Sharon came with me to the dentist today.
I've spent a lot of time in dentist's chairs over the years. I almost died as an infant. High fevers and antibiotics caused the teeth forming in my gums to emerge discolored and misshapen. My front teeth were capped when I was fifteen. I was so nervous that the dentist had to hypnotize me.
But now I have Sharon to guide me, as I prepare to get more teeth capped.
The novacaine needle slips into my gums, and I wish myself lovingkindness. "May I be safe," I whisper to myself. "May I be happy, May I be healthy, May I live with ease..."
The smell of burning teeth being ground to a pulp is not pleasant, but I continue to wish myself well.
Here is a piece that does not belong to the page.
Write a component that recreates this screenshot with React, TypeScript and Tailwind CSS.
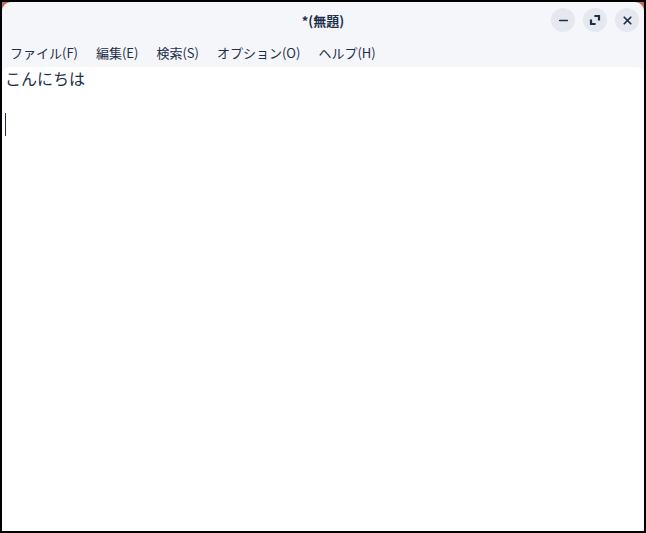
import { Minus, X } from "lucide-react";

const font = { fontFamily: '"Noto Sans CJK JP", "Noto Sans", sans-serif' };

const menus = ["ファイル(F)", "編集(E)", "検索(S)", "オプション(O)", "ヘルプ(H)"];

function RestoreIcon() {
  return (
    <svg width="12" height="12" viewBox="0 0 12 12" fill="none" stroke="#1c2f4a" strokeWidth="2.2" strokeLinecap="square">
      <path d="M6.5 2H10V5.5" />
      <path d="M2 6.5V10H5.5" />
    </svg>
  );
}

function WindowButton({ children }: { children: React.ReactNode }) {
  return (
    <button className="flex h-6 w-6 items-center justify-center rounded-full bg-[#e5e8ef]" type="button">
      {children}
    </button>
  );
}

export default function App() {
  return (
    <div className="relative h-[533px] w-[646px] overflow-hidden bg-black p-[2px]" style={font}>
      <div className="absolute left-[2px] top-[2px] h-3 w-3 bg-[#c86b4b]" />
      <div className="absolute right-[2px] top-[2px] h-3 w-3 bg-[#c86b4b]" />
      <div className="relative flex h-full flex-col overflow-hidden rounded-t-[9px] bg-[#f5f6fa]">
        <div className="relative flex h-[38px] shrink-0 items-center justify-center">
          <span className="text-[13px] font-bold text-[#1c2f4a]">*(無題)</span>
          <div className="absolute right-[5px] top-[6px] flex gap-2">
            <WindowButton><Minus size={13} strokeWidth={3} color="#1c2f4a" /></WindowButton>
            <WindowButton><RestoreIcon /></WindowButton>
            <WindowButton><X size={13} strokeWidth={3.2} color="#1c2f4a" /></WindowButton>
          </div>
        </div>
        <div className="flex h-[27px] shrink-0 items-start gap-[18px] pl-2 pt-[3px] text-[13px] text-[#1c2f4a]">
          {menus.map((m) => (
            <span key={m}>{m}</span>
          ))}
        </div>
        <div className="flex-1 rounded-t-[8px] rounded-br-[6px] bg-white pl-[3px] text-[16px] leading-[23px] text-[#1c2f4a]">
          <div>こんにちは</div>
          <div>&nbsp;</div>
          <div className="h-[23px]">
            <div className="h-[23px] w-px bg-[#1c2f4a]" />
          </div>
        </div>
      </div>
    </div>
  );
}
My dentist uses two different drills, one heavy, with a vibration that shakes my whole body, one light and high pitched. Water sprays everywhere.
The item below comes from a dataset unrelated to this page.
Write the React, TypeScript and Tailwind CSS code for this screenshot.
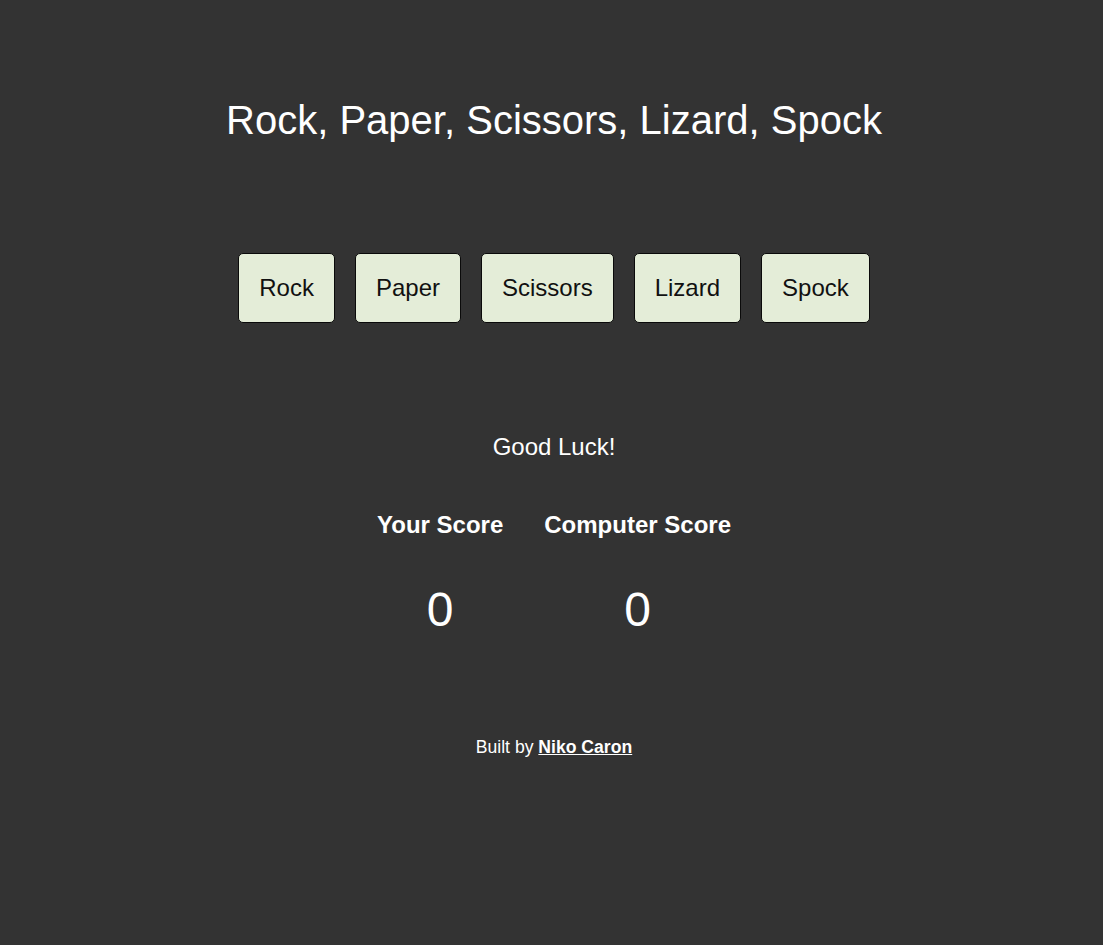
import React from "react";

const choices = ["Rock", "Paper", "Scissors", "Lizard", "Spock"];

export default function App() {
  return (
    <div
      className="min-h-[945px] w-full bg-[#333333] text-white pl-[5px]"
      style={{ fontFamily: '"Liberation Sans", Arial, sans-serif' }}
    >
      <div className="flex flex-col items-center pt-[97px]">
        <h1 className="text-[40px] leading-[46px] font-normal">
          Rock, Paper, Scissors, Lizard, Spock
        </h1>

        <div className="mt-[110px] flex gap-5">
          {choices.map((c) => (
            <button
              key={c}
              className="rounded-[5px] border border-[#0a0a0a] bg-[#e4edd8] px-5 py-5 text-[24px] leading-[28px] text-[#111111]"
            >
              {c}
            </button>
          ))}
        </div>

        <p className="mt-[110px] text-[24px] leading-[28px]">Good Luck!</p>

        <div className="mt-[50px] flex gap-[41px]">
          <div className="flex flex-col items-center">
            <h2 className="text-[24px] leading-[28px] font-bold">Your Score</h2>
            <div className="mt-[43px] text-[48px] leading-[55px]">0</div>
          </div>
          <div className="flex flex-col items-center">
            <h2 className="text-[24px] leading-[28px] font-bold">Computer Score</h2>
            <div className="mt-[43px] text-[48px] leading-[55px]">0</div>
          </div>
        </div>

        <p className="mt-[100px] text-[17.6px] leading-[20px]">
          Built by{" "}
          <a href="#" className="font-bold underline text-white">
            Niko Caron
          </a>
        </p>
      </div>
    </div>
  );
}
I continue to wrap myself in the loving words Sharon has taught me. "May I be safe..." I say as the debris of my old teeth is sucked out of my mouth. I lie in the dentist's chair feeling calm, happy and loved.
Next my dentist has to make molds of my teeth, and I dread the feeling of chemical goop oozing around them, filling my mouth, hardening slowly.
But I turn on my ipod and Sharon's voice fills my ears. She helps me through the last twenty minutes of my appointment. I wish myself all the love I never felt I deserved before I learned lovingkindness meditation.
One mold doesn't come out right. We have to do another. But my dentist is so kind as he sticks a steel tray full of horrible smelling chemicals into my mouth yet again. "May you be safe," I think to myself, wishing my dentist lovingkindness. "May you be happy, May you be healthy, May you live with ease." I am filled with gratitude for him, and for the technology that made fixing my broken teeth possible.
My appointment is over.
I bid Sharon goodbye and celebrate our successful outing to the dentist by blasting Adele's Rolling in the Deep into my ears.
Thank you Sharon. This 28 day meditation challenge came at the perfect time for me.
In fact, I've learned that every time I sit down to meditate is the perfect time. We can always begin again.